**Dataset section**

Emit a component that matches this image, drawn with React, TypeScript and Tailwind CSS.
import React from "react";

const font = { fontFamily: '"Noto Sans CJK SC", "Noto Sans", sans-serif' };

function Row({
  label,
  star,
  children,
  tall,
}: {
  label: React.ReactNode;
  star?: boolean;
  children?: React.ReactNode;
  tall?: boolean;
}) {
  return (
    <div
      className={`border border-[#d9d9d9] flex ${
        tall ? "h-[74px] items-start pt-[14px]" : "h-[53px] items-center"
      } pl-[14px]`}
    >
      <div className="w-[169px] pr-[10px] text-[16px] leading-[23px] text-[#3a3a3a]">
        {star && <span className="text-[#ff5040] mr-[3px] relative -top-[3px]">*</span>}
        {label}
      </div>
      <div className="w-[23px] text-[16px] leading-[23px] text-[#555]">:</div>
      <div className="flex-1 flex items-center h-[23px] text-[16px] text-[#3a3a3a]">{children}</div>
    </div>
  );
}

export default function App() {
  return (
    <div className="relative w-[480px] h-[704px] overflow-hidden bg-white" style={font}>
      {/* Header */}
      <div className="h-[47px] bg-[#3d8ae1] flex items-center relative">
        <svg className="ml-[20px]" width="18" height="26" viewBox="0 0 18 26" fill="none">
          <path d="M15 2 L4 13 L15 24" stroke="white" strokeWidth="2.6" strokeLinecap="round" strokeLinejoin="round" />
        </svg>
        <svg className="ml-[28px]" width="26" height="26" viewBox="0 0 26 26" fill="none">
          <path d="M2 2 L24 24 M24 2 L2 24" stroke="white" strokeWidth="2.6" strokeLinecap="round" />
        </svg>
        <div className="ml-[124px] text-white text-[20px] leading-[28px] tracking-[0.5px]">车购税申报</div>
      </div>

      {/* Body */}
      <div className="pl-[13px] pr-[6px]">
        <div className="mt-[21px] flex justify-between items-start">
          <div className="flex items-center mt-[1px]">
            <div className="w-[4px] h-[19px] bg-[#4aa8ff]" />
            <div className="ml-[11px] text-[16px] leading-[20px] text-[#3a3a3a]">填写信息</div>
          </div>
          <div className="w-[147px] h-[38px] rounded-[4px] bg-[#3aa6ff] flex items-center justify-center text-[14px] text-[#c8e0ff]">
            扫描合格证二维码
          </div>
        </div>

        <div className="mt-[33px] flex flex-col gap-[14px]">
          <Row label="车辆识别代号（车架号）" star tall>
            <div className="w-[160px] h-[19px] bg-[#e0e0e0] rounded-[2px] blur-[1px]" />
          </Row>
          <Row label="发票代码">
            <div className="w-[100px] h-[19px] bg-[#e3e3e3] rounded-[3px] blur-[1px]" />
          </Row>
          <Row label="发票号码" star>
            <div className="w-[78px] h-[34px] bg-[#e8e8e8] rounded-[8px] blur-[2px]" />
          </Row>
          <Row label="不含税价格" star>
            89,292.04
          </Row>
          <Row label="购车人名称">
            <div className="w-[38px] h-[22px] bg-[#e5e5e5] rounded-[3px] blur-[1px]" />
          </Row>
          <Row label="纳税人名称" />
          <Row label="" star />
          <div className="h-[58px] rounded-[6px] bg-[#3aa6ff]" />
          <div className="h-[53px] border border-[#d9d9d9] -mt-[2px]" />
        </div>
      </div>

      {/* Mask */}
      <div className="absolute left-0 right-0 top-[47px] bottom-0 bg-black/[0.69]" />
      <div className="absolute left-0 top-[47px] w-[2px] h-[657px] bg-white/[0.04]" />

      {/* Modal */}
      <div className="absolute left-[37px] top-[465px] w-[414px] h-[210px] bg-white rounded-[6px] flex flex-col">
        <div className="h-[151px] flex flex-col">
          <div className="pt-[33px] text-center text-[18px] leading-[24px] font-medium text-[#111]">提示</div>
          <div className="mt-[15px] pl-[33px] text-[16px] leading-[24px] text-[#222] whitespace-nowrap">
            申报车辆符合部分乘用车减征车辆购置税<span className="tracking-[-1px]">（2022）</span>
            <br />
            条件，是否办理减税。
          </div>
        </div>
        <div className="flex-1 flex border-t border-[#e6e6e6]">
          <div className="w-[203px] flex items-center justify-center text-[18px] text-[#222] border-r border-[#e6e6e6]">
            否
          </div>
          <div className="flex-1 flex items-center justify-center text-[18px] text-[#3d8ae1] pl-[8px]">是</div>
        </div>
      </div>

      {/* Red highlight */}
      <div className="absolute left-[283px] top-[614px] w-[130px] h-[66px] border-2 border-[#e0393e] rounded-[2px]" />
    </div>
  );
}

**Exercise aim**
Using the listing above, locate the lines that hold "React" and copy each one.

**Written reply**
Emit a component that matches this image, drawn with React, TypeScript and Tailwind CSS.
import React from "react";
  label: React.ReactNode;
  children?: React.ReactNode;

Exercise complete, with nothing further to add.